-- START OF DATA PROVIDED --

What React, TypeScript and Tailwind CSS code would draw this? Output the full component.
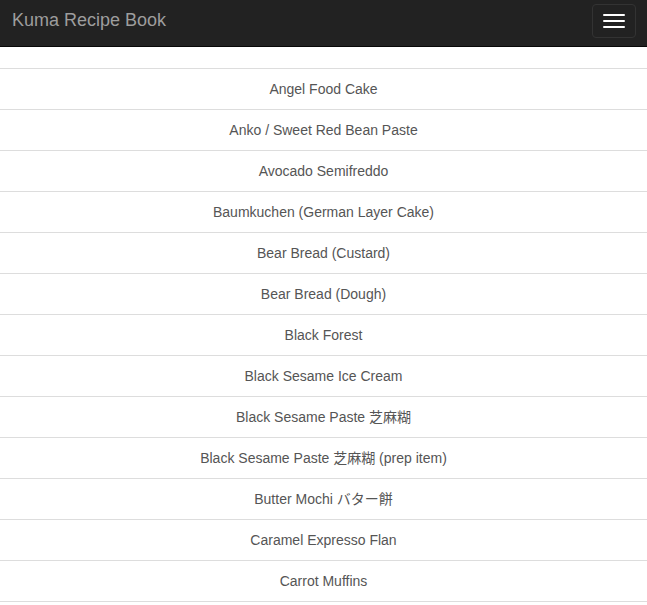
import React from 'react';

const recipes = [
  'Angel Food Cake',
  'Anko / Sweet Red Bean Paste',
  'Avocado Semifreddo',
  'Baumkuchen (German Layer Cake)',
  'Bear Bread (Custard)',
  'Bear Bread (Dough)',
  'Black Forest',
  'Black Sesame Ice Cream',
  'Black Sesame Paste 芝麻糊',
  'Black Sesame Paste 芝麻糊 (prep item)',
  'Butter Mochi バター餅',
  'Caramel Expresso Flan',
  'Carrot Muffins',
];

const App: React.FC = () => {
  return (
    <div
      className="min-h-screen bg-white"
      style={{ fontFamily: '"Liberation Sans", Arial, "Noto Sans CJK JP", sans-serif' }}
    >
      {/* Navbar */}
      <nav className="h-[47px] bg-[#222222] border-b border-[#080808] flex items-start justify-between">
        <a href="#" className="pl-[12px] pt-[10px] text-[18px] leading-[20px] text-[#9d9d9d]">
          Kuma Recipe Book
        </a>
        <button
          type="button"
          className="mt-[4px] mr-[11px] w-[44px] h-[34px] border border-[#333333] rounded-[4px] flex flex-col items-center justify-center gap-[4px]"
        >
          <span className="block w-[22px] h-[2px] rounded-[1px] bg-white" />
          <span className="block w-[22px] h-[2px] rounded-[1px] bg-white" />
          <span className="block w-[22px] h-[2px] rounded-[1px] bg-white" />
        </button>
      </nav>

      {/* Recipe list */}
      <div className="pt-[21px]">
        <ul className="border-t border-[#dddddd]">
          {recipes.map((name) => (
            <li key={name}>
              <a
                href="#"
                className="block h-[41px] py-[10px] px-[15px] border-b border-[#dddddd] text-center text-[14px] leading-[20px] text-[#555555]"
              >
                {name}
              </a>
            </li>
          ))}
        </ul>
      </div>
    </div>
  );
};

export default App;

-- END OF DATA PROVIDED --

#### TO BE DONE
Give the data above again in full and unchanged, skipping the pictures.

#### RESPONSE
What React, TypeScript and Tailwind CSS code would draw this? Output the full component.
import React from 'react';

const recipes = [
  'Angel Food Cake',
  'Anko / Sweet Red Bean Paste',
  'Avocado Semifreddo',
  'Baumkuchen (German Layer Cake)',
  'Bear Bread (Custard)',
  'Bear Bread (Dough)',
  'Black Forest',
  'Black Sesame Ice Cream',
  'Black Sesame Paste 芝麻糊',
  'Black Sesame Paste 芝麻糊 (prep item)',
  'Butter Mochi バター餅',
  'Caramel Expresso Flan',
  'Carrot Muffins',
];

const App: React.FC = () => {
  return (
    <div
      className="min-h-screen bg-white"
      style={{ fontFamily: '"Liberation Sans", Arial, "Noto Sans CJK JP", sans-serif' }}
    >
      {/* Navbar */}
      <nav className="h-[47px] bg-[#222222] border-b border-[#080808] flex items-start justify-between">
        <a href="#" className="pl-[12px] pt-[10px] text-[18px] leading-[20px] text-[#9d9d9d]">
          Kuma Recipe Book
        </a>
        <button
          type="button"
          className="mt-[4px] mr-[11px] w-[44px] h-[34px] border border-[#333333] rounded-[4px] flex flex-col items-center justify-center gap-[4px]"
        >
          <span className="block w-[22px] h-[2px] rounded-[1px] bg-white" />
          <span className="block w-[22px] h-[2px] rounded-[1px] bg-white" />
          <span className="block w-[22px] h-[2px] rounded-[1px] bg-white" />
        </button>
      </nav>

      {/* Recipe list */}
      <div className="pt-[21px]">
        <ul className="border-t border-[#dddddd]">
          {recipes.map((name) => (
            <li key={name}>
              <a
                href="#"
                className="block h-[41px] py-[10px] px-[15px] border-b border-[#dddddd] text-center text-[14px] leading-[20px] text-[#555555]"
              >
                {name}
              </a>
            </li>
          ))}
        </ul>
      </div>
    </div>
  );
};

export default App;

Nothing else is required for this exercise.